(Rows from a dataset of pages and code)
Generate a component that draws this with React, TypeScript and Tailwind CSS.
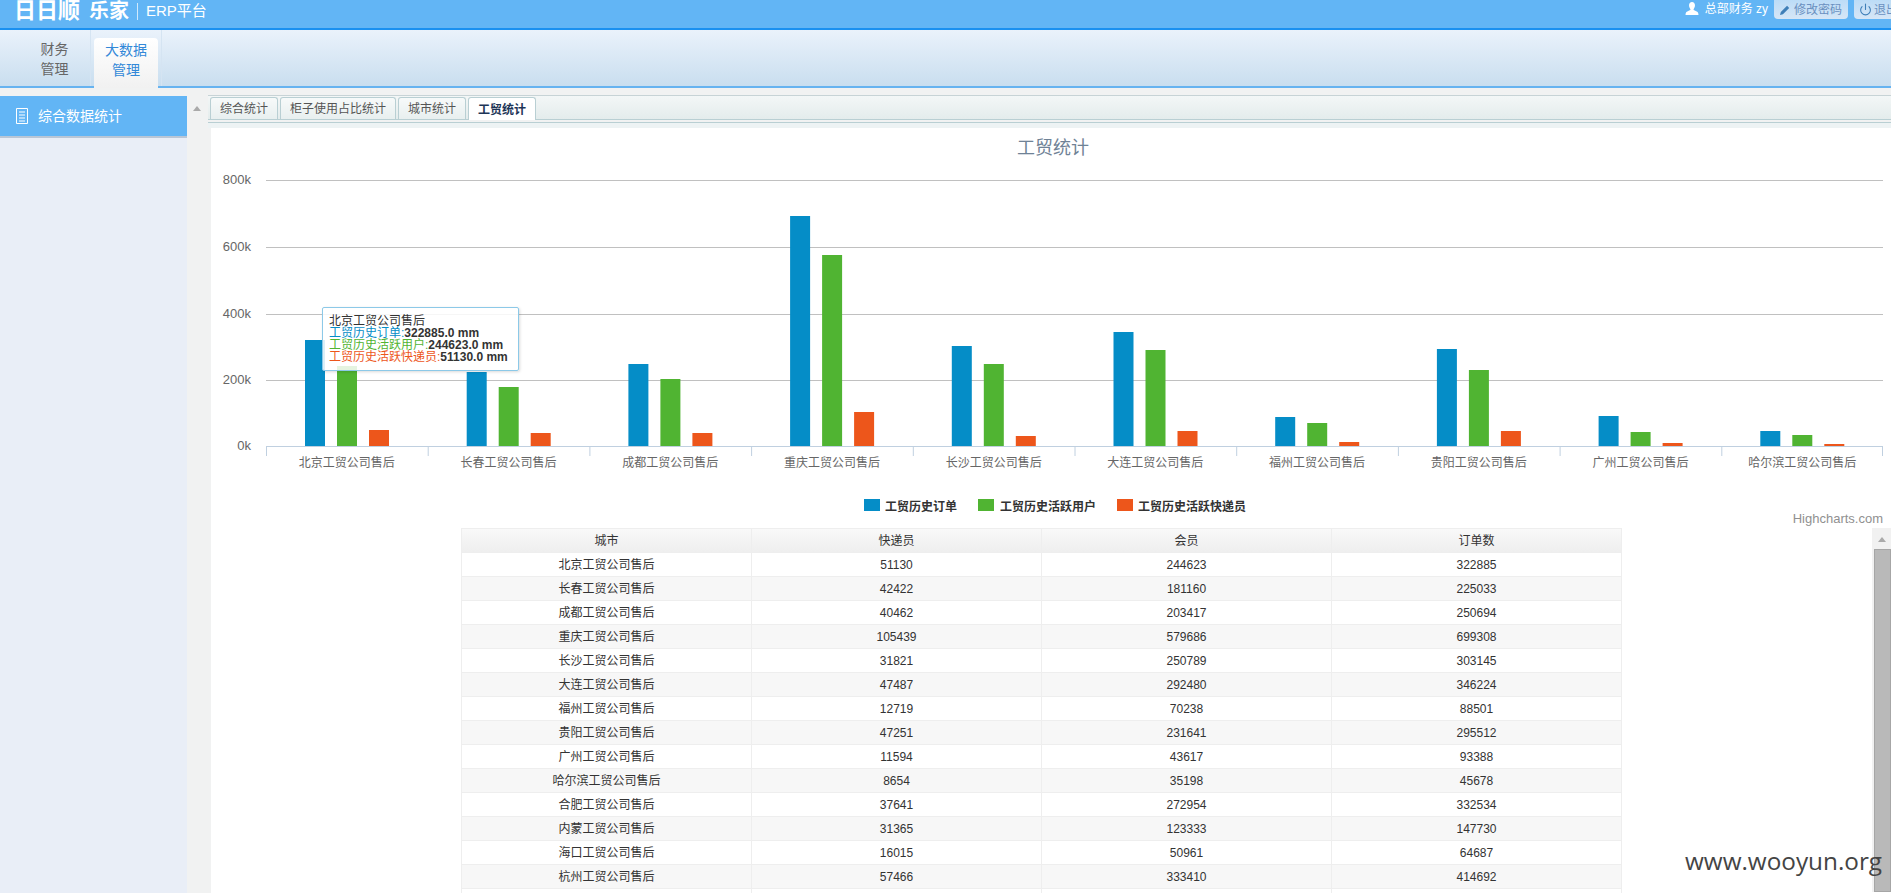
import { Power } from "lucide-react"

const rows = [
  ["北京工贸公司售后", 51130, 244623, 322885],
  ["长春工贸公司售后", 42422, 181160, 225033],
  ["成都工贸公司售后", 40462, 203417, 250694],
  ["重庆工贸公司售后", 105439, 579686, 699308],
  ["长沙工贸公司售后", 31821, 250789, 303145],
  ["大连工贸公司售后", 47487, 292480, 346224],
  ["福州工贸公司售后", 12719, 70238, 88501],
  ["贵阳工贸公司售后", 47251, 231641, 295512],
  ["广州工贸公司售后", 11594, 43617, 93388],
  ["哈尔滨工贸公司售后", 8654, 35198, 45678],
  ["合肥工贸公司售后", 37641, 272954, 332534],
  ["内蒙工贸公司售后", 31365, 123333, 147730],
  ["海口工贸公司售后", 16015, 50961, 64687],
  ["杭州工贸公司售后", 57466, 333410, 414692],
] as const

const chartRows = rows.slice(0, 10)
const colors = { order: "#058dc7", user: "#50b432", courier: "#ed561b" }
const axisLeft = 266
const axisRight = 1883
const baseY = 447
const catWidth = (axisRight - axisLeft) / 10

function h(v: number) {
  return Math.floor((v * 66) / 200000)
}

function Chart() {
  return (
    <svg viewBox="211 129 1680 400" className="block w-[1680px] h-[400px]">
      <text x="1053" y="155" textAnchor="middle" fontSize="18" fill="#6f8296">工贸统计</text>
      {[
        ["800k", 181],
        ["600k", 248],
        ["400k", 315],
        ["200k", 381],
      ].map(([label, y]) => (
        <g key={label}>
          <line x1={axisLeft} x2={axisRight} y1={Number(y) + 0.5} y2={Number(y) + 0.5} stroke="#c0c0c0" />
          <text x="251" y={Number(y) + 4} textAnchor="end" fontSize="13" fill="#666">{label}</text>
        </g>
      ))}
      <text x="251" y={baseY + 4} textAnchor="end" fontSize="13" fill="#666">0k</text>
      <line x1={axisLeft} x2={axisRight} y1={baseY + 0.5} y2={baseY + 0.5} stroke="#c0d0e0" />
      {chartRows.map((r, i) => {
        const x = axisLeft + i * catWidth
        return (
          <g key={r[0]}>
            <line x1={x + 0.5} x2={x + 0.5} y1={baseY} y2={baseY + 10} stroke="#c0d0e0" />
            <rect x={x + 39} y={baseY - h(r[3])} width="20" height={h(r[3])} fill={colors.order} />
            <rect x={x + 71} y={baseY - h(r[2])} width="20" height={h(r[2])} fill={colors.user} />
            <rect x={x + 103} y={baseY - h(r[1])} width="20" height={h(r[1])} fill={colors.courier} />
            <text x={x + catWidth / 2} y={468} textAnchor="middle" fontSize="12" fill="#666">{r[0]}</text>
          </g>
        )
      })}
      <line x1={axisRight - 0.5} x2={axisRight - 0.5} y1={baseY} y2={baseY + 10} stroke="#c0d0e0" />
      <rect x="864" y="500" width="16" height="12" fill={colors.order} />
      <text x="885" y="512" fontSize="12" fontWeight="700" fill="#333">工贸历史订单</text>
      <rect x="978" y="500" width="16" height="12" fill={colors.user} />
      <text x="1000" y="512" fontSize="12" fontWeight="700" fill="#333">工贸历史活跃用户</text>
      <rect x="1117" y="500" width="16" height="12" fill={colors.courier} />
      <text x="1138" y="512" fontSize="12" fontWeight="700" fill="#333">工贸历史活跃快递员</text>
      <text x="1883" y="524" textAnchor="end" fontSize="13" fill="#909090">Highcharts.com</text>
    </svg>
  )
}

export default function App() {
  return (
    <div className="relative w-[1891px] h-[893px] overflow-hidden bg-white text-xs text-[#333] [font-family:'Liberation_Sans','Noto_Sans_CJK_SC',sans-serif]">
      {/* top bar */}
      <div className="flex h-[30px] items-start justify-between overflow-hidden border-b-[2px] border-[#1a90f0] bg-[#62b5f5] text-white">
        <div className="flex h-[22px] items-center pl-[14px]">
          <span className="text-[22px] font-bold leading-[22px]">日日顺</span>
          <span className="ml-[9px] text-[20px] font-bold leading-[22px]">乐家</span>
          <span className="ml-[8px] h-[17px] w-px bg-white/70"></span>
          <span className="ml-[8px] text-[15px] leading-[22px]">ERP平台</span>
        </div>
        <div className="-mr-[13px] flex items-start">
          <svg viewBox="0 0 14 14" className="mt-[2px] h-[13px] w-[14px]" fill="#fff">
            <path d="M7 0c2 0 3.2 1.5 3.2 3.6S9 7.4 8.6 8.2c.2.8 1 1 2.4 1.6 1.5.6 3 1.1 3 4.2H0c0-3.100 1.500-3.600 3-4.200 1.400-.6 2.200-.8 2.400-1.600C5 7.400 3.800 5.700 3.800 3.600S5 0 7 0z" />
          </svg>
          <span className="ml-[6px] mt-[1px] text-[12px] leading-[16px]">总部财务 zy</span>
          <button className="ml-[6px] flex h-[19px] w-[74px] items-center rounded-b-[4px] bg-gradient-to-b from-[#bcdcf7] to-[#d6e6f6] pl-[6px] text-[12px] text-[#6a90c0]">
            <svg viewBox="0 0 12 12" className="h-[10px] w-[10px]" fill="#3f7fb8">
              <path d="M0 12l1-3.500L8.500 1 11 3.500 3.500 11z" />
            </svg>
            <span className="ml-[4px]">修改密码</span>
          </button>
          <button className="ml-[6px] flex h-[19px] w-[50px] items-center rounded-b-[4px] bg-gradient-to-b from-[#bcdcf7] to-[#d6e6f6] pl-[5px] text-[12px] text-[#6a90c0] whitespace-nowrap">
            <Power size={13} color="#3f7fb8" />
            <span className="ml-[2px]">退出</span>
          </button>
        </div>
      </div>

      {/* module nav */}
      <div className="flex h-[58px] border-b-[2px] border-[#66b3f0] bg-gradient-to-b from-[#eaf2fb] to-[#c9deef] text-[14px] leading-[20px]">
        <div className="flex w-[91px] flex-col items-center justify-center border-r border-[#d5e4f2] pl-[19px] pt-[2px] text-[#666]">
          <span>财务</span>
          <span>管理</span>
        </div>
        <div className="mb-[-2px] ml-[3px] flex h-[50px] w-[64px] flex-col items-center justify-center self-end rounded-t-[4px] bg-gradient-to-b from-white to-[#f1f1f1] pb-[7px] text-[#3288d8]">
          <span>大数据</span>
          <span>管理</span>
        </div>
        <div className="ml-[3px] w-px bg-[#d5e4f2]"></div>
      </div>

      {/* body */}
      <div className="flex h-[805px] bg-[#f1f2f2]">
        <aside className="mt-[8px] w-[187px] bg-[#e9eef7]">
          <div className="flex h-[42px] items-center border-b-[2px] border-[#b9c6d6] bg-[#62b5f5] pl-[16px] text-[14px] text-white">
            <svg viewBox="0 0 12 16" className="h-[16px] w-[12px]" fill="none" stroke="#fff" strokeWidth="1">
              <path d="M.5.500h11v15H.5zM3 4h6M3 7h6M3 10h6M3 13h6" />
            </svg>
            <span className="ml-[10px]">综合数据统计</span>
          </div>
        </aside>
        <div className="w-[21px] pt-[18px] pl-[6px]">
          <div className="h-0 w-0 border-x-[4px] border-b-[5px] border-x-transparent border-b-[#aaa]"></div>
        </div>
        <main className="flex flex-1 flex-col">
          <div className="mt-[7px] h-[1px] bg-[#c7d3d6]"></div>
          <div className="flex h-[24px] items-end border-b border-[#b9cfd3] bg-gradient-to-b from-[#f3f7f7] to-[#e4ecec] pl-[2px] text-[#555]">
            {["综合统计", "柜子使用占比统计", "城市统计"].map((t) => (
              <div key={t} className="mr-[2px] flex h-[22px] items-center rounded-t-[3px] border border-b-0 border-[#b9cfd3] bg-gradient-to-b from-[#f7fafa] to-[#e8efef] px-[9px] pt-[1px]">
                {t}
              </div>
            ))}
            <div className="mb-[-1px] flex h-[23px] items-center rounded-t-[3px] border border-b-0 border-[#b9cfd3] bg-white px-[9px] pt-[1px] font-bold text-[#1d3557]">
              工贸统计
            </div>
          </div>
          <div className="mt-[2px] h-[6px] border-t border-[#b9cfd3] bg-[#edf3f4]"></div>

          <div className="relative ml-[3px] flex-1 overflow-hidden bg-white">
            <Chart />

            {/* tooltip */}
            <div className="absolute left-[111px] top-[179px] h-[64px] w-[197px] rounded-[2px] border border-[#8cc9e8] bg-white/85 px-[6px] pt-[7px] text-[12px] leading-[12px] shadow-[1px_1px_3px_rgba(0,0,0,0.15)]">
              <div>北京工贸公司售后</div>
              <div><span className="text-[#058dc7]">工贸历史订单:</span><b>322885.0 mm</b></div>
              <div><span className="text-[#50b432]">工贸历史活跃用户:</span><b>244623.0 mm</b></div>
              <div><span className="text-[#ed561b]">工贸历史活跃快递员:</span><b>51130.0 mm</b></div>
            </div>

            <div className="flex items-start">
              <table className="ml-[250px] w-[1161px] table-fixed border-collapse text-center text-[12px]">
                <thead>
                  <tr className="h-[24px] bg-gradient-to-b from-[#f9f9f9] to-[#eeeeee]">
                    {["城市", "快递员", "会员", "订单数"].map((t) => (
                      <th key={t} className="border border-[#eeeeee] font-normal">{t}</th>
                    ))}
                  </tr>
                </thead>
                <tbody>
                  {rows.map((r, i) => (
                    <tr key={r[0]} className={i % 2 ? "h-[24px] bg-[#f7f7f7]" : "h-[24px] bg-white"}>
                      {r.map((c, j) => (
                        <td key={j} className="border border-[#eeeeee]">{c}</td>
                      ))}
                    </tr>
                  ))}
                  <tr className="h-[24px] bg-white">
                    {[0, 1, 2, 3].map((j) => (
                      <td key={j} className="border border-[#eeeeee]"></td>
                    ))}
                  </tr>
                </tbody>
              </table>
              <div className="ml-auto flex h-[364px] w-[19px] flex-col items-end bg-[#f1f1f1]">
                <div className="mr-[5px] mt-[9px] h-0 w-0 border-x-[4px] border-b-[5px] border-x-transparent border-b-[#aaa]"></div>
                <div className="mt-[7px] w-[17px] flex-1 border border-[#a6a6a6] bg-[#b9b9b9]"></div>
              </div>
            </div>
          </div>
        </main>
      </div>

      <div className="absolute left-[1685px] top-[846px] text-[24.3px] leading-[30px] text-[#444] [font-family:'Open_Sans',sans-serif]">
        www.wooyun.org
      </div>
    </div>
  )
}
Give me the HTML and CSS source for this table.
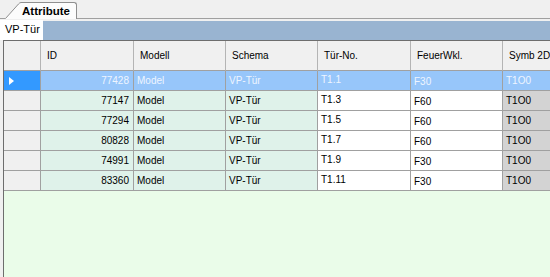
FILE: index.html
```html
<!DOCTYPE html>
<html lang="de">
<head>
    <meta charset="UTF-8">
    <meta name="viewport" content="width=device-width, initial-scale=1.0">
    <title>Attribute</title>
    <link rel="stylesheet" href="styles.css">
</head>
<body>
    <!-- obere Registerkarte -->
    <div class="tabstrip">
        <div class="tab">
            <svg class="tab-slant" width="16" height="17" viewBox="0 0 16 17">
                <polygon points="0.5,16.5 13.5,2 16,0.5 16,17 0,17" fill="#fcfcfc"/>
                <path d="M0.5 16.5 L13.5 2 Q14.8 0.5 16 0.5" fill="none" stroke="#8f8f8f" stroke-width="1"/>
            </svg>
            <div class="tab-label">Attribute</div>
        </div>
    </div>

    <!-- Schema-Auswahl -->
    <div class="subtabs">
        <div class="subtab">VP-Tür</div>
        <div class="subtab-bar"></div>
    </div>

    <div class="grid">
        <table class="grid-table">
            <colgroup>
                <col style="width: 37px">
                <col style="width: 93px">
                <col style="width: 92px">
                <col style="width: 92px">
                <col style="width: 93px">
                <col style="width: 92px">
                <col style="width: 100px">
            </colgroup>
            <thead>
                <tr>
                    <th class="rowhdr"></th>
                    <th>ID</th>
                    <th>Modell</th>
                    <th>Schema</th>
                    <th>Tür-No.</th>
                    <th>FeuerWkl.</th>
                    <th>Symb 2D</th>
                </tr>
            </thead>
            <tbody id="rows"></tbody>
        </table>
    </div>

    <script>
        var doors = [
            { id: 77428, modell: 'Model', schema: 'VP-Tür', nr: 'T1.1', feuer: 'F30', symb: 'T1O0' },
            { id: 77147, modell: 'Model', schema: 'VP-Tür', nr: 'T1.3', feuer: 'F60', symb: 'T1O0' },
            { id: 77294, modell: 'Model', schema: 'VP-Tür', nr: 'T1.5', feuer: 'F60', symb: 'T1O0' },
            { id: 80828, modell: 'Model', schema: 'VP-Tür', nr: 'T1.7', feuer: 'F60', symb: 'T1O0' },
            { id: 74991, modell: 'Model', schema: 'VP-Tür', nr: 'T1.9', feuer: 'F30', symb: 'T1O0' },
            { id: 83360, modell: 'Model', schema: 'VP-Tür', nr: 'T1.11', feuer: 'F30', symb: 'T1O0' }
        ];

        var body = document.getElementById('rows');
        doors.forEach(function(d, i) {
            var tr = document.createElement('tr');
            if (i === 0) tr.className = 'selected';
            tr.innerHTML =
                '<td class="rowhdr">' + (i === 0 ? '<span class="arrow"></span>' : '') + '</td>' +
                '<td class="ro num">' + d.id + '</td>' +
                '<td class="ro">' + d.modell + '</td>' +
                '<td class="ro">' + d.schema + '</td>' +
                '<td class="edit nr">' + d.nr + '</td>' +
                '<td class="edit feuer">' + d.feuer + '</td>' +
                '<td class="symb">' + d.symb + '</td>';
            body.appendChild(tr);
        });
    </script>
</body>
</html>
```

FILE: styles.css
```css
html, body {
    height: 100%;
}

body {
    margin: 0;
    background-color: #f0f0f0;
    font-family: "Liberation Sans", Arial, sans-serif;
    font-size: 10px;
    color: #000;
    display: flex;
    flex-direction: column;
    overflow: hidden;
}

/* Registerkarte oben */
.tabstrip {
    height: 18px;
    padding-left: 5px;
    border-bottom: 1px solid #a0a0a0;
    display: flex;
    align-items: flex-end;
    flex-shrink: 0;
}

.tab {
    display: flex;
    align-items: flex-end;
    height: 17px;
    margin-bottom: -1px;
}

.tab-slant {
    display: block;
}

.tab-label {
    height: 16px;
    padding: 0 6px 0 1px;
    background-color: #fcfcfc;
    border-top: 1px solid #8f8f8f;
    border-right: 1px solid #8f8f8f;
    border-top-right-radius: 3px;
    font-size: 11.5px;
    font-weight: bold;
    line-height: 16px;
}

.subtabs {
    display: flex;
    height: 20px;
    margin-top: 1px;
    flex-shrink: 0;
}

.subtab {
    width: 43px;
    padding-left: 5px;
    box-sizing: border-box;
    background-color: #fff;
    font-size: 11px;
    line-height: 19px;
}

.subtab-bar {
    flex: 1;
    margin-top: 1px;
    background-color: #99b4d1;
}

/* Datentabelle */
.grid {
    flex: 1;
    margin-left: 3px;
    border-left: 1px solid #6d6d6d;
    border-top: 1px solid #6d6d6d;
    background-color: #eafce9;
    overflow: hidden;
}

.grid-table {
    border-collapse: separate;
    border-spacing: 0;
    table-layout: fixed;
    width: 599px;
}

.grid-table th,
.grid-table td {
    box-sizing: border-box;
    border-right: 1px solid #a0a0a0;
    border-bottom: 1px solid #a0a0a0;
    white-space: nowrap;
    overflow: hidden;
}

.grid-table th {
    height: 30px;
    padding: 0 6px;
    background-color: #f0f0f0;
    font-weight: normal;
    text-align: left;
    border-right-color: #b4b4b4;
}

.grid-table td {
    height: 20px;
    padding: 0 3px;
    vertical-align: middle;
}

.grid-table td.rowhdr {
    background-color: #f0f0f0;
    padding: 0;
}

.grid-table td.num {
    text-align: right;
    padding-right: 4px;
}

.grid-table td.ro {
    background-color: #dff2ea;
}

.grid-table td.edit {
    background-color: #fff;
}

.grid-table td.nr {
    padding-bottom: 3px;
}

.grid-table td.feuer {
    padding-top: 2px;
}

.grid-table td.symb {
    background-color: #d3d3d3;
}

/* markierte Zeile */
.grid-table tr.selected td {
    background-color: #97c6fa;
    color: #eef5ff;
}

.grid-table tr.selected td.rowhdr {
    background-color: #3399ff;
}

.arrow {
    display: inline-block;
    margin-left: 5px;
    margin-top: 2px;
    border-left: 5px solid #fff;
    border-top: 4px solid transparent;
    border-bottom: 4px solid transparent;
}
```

Short exercise: Copy every line of the material in which the word "this" occurs.

Finished exercise:
Generate a component that draws this with React, TypeScript and Tailwind CSS.
Give me the HTML and CSS source for this table.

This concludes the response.